Well, today Connor turned 7 years old! And I did my motherly duty and made him listen to the (insert number of years here) years ago on this day story for the 6th time-I didn't recount it for him on his 1st birthday.

This was probably not his best birthday, as I was sick and feeling pretty yucky. But I still fulfilled my motherly duty of making his cake. Connor doesn't like icing so he requested a cake with no icing and the sprinkles in it (meaning Funfetti cake mix from a box). No problem! The hard part was, he requested a bullet bill cake. WHAT?!?! and I can't use icing?!?! Well, here is what I came up with and he was thoroughly pleased :)

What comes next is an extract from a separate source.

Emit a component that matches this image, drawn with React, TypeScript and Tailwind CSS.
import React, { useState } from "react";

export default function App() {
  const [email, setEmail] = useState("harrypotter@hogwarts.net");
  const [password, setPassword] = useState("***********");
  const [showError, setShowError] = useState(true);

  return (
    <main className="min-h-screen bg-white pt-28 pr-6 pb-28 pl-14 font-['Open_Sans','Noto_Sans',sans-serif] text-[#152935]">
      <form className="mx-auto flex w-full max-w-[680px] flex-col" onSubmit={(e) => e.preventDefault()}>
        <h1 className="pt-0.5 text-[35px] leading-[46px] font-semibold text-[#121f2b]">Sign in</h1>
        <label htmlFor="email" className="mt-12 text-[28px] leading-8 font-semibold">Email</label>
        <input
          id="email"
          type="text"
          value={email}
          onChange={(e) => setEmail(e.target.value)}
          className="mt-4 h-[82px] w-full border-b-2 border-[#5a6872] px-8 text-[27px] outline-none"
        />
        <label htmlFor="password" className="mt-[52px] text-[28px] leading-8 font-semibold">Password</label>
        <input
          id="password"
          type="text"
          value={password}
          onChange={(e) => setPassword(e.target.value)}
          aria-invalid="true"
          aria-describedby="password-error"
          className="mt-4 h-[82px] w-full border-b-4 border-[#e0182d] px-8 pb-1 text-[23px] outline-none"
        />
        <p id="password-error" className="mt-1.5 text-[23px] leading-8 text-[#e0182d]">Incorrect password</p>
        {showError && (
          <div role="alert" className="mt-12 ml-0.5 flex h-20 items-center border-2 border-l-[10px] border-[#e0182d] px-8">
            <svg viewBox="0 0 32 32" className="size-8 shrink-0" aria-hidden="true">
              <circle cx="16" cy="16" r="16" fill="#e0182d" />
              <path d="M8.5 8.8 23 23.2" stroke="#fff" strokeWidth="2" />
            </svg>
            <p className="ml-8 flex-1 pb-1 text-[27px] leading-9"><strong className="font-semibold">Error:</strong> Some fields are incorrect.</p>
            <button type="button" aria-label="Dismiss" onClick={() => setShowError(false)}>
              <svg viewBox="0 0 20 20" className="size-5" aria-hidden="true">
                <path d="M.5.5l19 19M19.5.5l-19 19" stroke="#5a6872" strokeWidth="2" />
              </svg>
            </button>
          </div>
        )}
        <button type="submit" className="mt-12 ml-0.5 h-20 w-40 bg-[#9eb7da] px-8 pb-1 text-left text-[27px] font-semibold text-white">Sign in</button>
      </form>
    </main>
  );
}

He had a nice birthday and said, "This was a great day. It will become a memorable day for me" and then he gave me a great big hug. We did OK :)
Connor's new go-cart
He received a balloon physics kit from Mamaw & Papaw (VERY cool!), and lots of fun games and toys from grandma (including some awesome magnet blocks).

Friday, January 1, 2010

Catching up again

I felt like I was back into a routine of blogging, here on my family blog and my food blog as well. Then Christmas came, which brought lots of family to our house and we were busy. Then Chase got sick.
I had slowly increased his nebulizer treatments over about 1.5 weeks and then Monday night he had a rough time. Tuesday morning we had a neb treatment at 7:30am and he was still struggling to breathe at 8:30am. I called our pediatrician and we were there by 9:30am. They gave him oral and inhaled steroids, administered another neb treatment (usually we go 4-6 hours between treatments) and still no change. Off to the ER we went.

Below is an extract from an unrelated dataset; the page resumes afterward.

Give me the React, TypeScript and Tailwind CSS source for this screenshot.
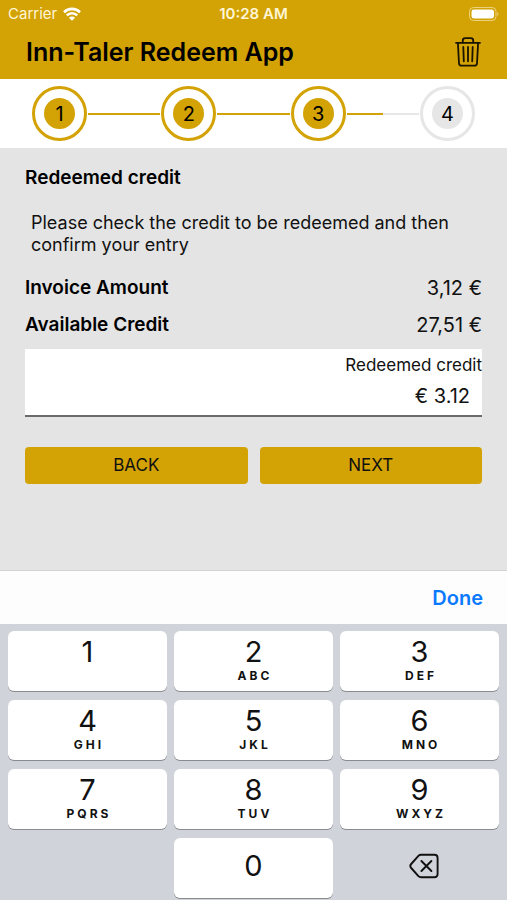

After another neb treatment in the ER and Chase falling asleep, the Dr determined he was fine and sent us home around 2:00pm. We dropped off prescriptions, grabbed some lunch and headed back to the house. 15 minutes later, I had to give another neb. Still, he struggled to breathe.
I called our Dr and asked, "What am I looking for to determine if he should go back to the ER?" The Dr told me to give him a few hours and if he wasn't better to go back in. Within 15 minutes of being off the phone with the Dr I had determined we couldn't wait a few hours, we couldn't even wait an hour....this kid couldn't breathe. He walked around grunted, coughing and struggling to get air. So I packed us a bag, grabbed some reading material, a change of clothes and headed out the door again.

5:00pm we're back at the hospital where we were met by the same people we had seen a few hours before so they knew this was serious and did not make us wait for anything. They took us right in and started more neb treatments. After a series of nebs about 1-1.5 hours apart they realized he wasn't getting better and it was time to admit him.

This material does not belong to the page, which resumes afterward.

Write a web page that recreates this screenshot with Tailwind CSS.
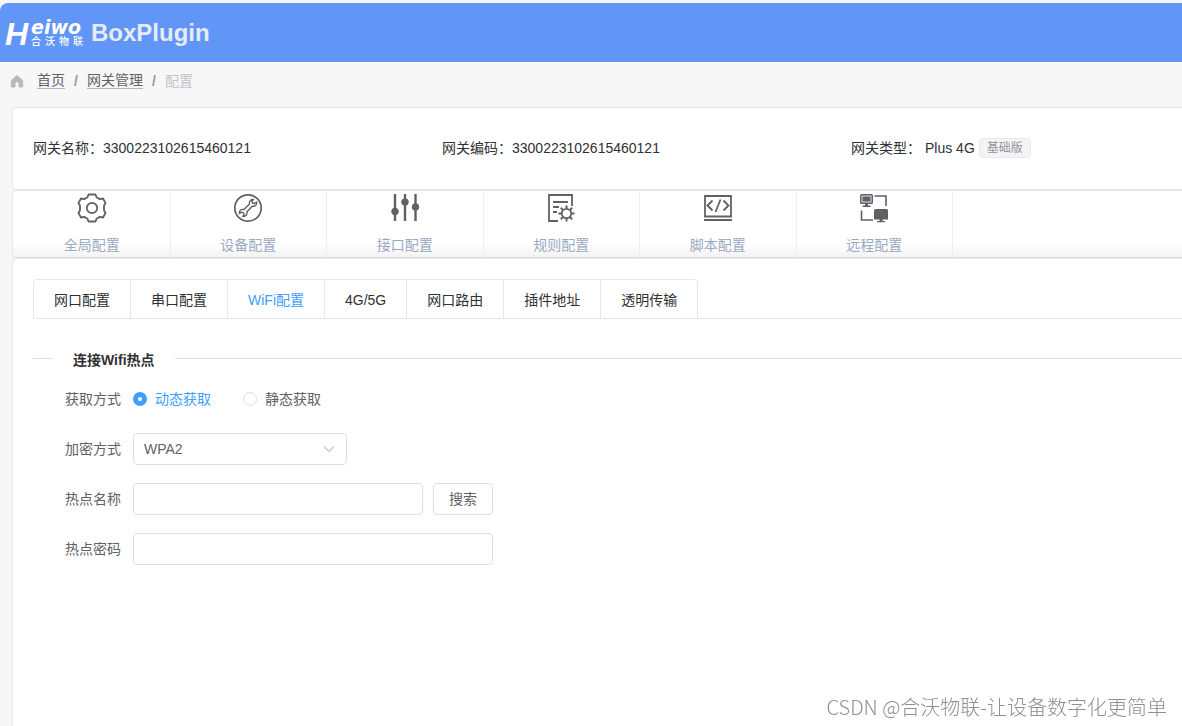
<!DOCTYPE html>
<html lang="zh-CN">
<head>
<meta charset="utf-8">
<title>BoxPlugin</title>
<script src="https://cdn.jsdelivr.net/npm/@tailwindcss/browser@4"></script>
</head>
<body class="flex h-screen flex-col overflow-hidden bg-[#f7f7f7] pt-[3px] font-['Liberation_Sans','Noto_Sans_CJK_SC',sans-serif] text-sm text-[#303133]">
  <header class="flex h-[59px] shrink-0 items-center gap-[6px] rounded-tl-lg bg-[#6196f6] pl-[5px]">
    <svg class="h-10 w-20 overflow-visible" viewBox="0 0 80 40" fill="#fff" role="img" aria-label="合沃物联">
      <text x="0" y="32" font-family="Liberation Sans" font-size="32" font-weight="bold" font-style="italic">H</text>
      <text x="26" y="21" font-family="DejaVu Sans" font-size="19" font-weight="bold" font-style="italic">eiwo</text>
      <text y="32" x="26 40 54 68" font-family="Noto Sans CJK SC" font-size="10" font-weight="500">合沃物联</text>
    </svg>
    <h1 class="text-2xl font-bold text-[#e6ebf5]">BoxPlugin</h1>
  </header>

  <nav class="flex h-[37px] shrink-0 items-center pl-[10px] text-[#606266]" aria-label="面包屑">
    <svg class="mr-[13px] h-[14px] w-[14px]" viewBox="0 0 14 14" fill="#b9b9b9"><path d="M7 1.500 1.300 6.500V13H5V9.500a2 2 0 0 1 4 0V13h3.700V6.500z" stroke="#b9b9b9" stroke-linejoin="round"/></svg>
    <a href="#" class="border-b border-[#b5b5b5] leading-4">首页</a>
    <span class="w-[22px] text-center font-bold text-[#999]">/</span>
    <a href="#" class="border-b border-[#b5b5b5] leading-4">网关管理</a>
    <span class="w-[22px] text-center font-bold text-[#999]">/</span>
    <span class="leading-4 text-[#c0c4cc]">配置</span>
  </nav>

  <main class="ml-3 mt-2 flex grow flex-col">
    <section class="flex h-[83px] shrink-0 items-center overflow-hidden whitespace-nowrap rounded-l border border-r-0 border-[#e4e7ed] bg-white pb-px pl-5">
      <p class="w-[409px] shrink-0">网关名称：3300223102615460121</p>
      <p class="w-[409px] shrink-0">网关编码：3300223102615460121</p>
      <p class="flex items-center">网关类型：<span class="ml-1">Plus 4G</span><span class="ml-1 rounded border border-[#e9e9eb] bg-[#f4f4f5] px-[7px] text-xs leading-[18px] text-[#909399]">基础版</span></p>
    </section>

    <section class="h-[68px] shrink-0 overflow-hidden rounded-l border border-r-0 border-[#e4e7ed] border-b-[#d8dbe3] bg-linear-to-b from-white from-80% to-[#f3f3f5] pl-px">
      <div class="grid h-full w-[1252px] grid-cols-8 text-[#99a9c4]">
        <a href="#" class="flex flex-col items-center gap-3 border-r border-[#ebeef5] pt-[2px]">
          <svg class="h-[30px] w-[30px] shrink-0" viewBox="0 0 30 30" fill="none" stroke="#5f6165" stroke-width="1.800"><path d="M11.500 1.500h7l1 2.800 3.300 1.800 3.200-.6 2.500 4.500-1.500 2.700v4.600l1.500 2.700-2.500 4.500-3.200-.6-3.300 1.800-1 2.800h-7l-1-2.800-3.300-1.800-3.200.6L1.500 20 3 17.300v-4.600L1.500 10 4 5.500l3.200.6 3.300-1.800z" stroke-linejoin="round"/><circle cx="15" cy="15" r="5.200"/></svg>
          <span class="leading-5">全局配置</span>
        </a>
        <a href="#" class="flex flex-col items-center gap-3 border-r border-[#ebeef5] pt-[2px]">
          <svg class="h-[30px] w-[30px] shrink-0" viewBox="0 0 30 30" fill="none" stroke="#5f6165"><circle cx="15" cy="15" r="13.200" stroke-width="1.700"/><path d="M20.500 6.500c-2.500-.3-4.500 1.500-4 4.500L11 16.500c-3-.7-5 1.200-4.500 4l2-1.300 2 .6.500 2-1.300 1.600c3 .3 4.800-1.800 4.200-4.700l5.500-5.500c2.800.6 4.800-1.500 4.200-4.200L21.500 10.500l-2-.5-.5-2z" stroke-width="1.400" stroke-linejoin="round"/></svg>
          <span class="leading-5">设备配置</span>
        </a>
        <a href="#" class="flex flex-col items-center gap-3 border-r border-[#ebeef5] pt-[2px]">
          <svg class="h-[30px] w-[30px] shrink-0" viewBox="0 0 30 30" fill="#5f6165" stroke="#5f6165"><path d="M5 1v27M15 1v27M25.500 1v27" stroke-width="2.400"/><circle cx="5" cy="18.500" r="3.300"/><circle cx="15" cy="9" r="3.300"/><circle cx="25.500" cy="14" r="3.300"/></svg>
          <span class="leading-5">接口配置</span>
        </a>
        <a href="#" class="flex flex-col items-center gap-3 border-r border-[#ebeef5] pt-[2px]">
          <svg class="h-[30px] w-[30px] shrink-0" viewBox="0 0 30 30" fill="none" stroke="#5f6165" stroke-width="1.800"><path d="M12 28H3V2h23v11M7 9h15M7 14h6M7 19h4"/><circle cx="20.500" cy="20.500" r="4.700"/><path d="M20.500 12.500v3.300M20.500 25.200v3.300M12.500 20.500h3.300M25.200 20.500h3.300M14.800 14.800l2.400 2.400M23.800 23.800l2.400 2.400M14.800 26.200l2.400-2.400M23.800 17.200l2.400-2.400" stroke-width="2"/></svg>
          <span class="leading-5">规则配置</span>
        </a>
        <a href="#" class="flex flex-col items-center gap-3 border-r border-[#ebeef5] pt-[2px]">
          <svg class="h-[30px] w-[30px] shrink-0" viewBox="0 0 30 30" fill="none" stroke="#5f6165" stroke-width="1.800"><path d="M2 3h26v20.500H2zM1 27h28M9.500 7.500 4.500 12.500l5 5M20.500 7.500l5 5-5 5M17.500 6.500l-5 12.500"/></svg>
          <span class="leading-5">脚本配置</span>
        </a>
        <a href="#" class="flex flex-col items-center gap-3 border-r border-[#ebeef5] pt-[2px]">
          <svg class="h-[30px] w-[30px] shrink-0" viewBox="0 0 30 30" fill="#5f6165"><rect x="1" y="1" width="13" height="10" rx="1.500"/><rect x="3" y="3" width="9" height="6" fill="none" stroke="#fff" stroke-width=".8"/><path d="M6 11h3v1.500h2.500V14h-8v-1.500H6zM16.500 16h11a1.500 1.500 0 0 1 1.500 1.500v9h-5.500V28H26v1.200h-8V28h2.500v-1.500H15v-9a1.500 1.500 0 0 1 1.500-1.500z"/><path d="M15.500 3H27v10M2.500 17.500V27H14" fill="none" stroke="#5f6165" stroke-width="1.600"/></svg>
          <span class="leading-5">远程配置</span>
        </a>
      </div>
    </section>

    <section class="grow rounded-tl border-l border-t border-[#e4e7ed] bg-white pl-5 pt-5">
      <div class="flex h-10 border-b border-[#e4e7ed]" role="tablist">
        <div class="flex h-10 divide-x divide-[#e4e7ed] rounded-t border-x border-t border-[#e4e7ed]">
          <button role="tab" class="px-5">网口配置</button>
          <button role="tab" class="px-5">串口配置</button>
          <button role="tab" aria-selected="true" class="px-5 text-[#409eff]">WiFi配置</button>
          <button role="tab" class="px-5">4G/5G</button>
          <button role="tab" class="px-5">网口路由</button>
          <button role="tab" class="px-5">插件地址</button>
          <button role="tab" class="px-5">透明传输</button>
        </div>
      </div>

      <div class="mt-[29px] flex h-5 items-center gap-5">
        <span class="h-px w-5 bg-[#dcdfe6]"></span>
        <h2 class="pt-1 font-bold">连接Wifi热点</h2>
        <span class="h-px grow bg-[#dcdfe6]"></span>
      </div>

      <form class="mt-[15px] flex flex-col gap-[18px] text-[#606266]">
        <div class="flex h-8 items-center gap-3" role="radiogroup" aria-labelledby="mode">
          <span id="mode" class="w-[88px] text-right">获取方式</span>
          <label class="flex items-center gap-2 text-[#409eff]"><input type="radio" name="mode" checked class="h-[14px] w-[14px] appearance-none rounded-full border border-[#dcdfe6] bg-white checked:border-[5px] checked:border-[#409eff]">动态获取</label>
          <label class="ml-5 flex items-center gap-2"><input type="radio" name="mode" class="h-[14px] w-[14px] appearance-none rounded-full border border-[#dcdfe6] bg-white checked:border-[5px] checked:border-[#409eff]">静态获取</label>
        </div>
        <div class="flex h-8 items-center gap-3">
          <label for="enc" class="w-[88px] text-right">加密方式</label>
          <div class="grid h-8 w-[214px] items-center">
            <select id="enc" class="col-start-1 row-start-1 h-8 appearance-none rounded border border-[#dcdfe6] bg-white pl-[10px]"><option>WPA2</option></select>
            <svg class="pointer-events-none col-start-1 row-start-1 mr-3 h-3 w-3 justify-self-end" viewBox="0 0 12 12" fill="none" stroke="#c0c4cc" stroke-width="1.200"><path d="m1 3.500 5 5 5-5"/></svg>
          </div>
        </div>
        <div class="flex h-8 items-center gap-3">
          <label for="ssid" class="w-[88px] text-right">热点名称</label>
          <div class="flex gap-[10px]">
            <input id="ssid" type="text" class="h-8 w-[290px] rounded border border-[#dcdfe6] px-3">
            <button type="button" class="h-8 w-[60px] rounded border border-[#dcdfe6]">搜索</button>
          </div>
        </div>
        <div class="flex h-8 items-center gap-3">
          <label for="pwd" class="w-[88px] text-right">热点密码</label>
          <input id="pwd" type="password" class="h-8 w-[360px] rounded border border-[#dcdfe6] px-3">
        </div>
      </form>
    </section>
  </main>

  <p class="fixed bottom-1 right-[15px] whitespace-nowrap font-['Noto_Sans_CJK_SC',sans-serif] text-xl font-light leading-[30px] text-[#8f8f8f]">CSDN @合沃物联-让设备数字化更简单</p>
</body>
</html>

We finally had a room by 10:00pm. When we made it upstairs I chuckled as they led us into the exact room we were in a year early when Chase was hospitalized with RSV. We settled in and was hoping to calm Chase down. Fat chance! This kid was hopped up on steroids and albuterol and was finally in a space that he could move rather than having to sit on my lap for 5 hours in the ER. He was bouncing off the walls! Andy and Koryn came out to give Chase a blessing and he would not sit was like hitting a moving target.

I did get him to sleep by midnight and the respiratory staff came in every 2 hours to administer a neb. I was so grateful that someone else was giving him nebs because I needed a break. It felt so self-indulgent to have someone else do that for Chase because I felt that I should be doing it, but I was just exhausted.

The long and short of it, Chase did better as the steroids kicked in and we were able to stretch his nebs out over a longer period of time and made it home around 5:00pm the next day.
I love this picture. I have one of Al holding Connor, as a newborn, in a NICU rocker just like this.
This is a hospital crib/jail cell. There is a nice handmade quilt in the corner that was donated by Project Linus and we were able to take it home.
This is Chase getting into EVERYTHING! Here he is under the sink-we couldn't keep him from climbing in and out, in and out, and in and out!

Here is Chase on day #2. There was a nice little playroom across the hall from our room. He enjoyed being here.

I hope this New Year begins with a healthier family!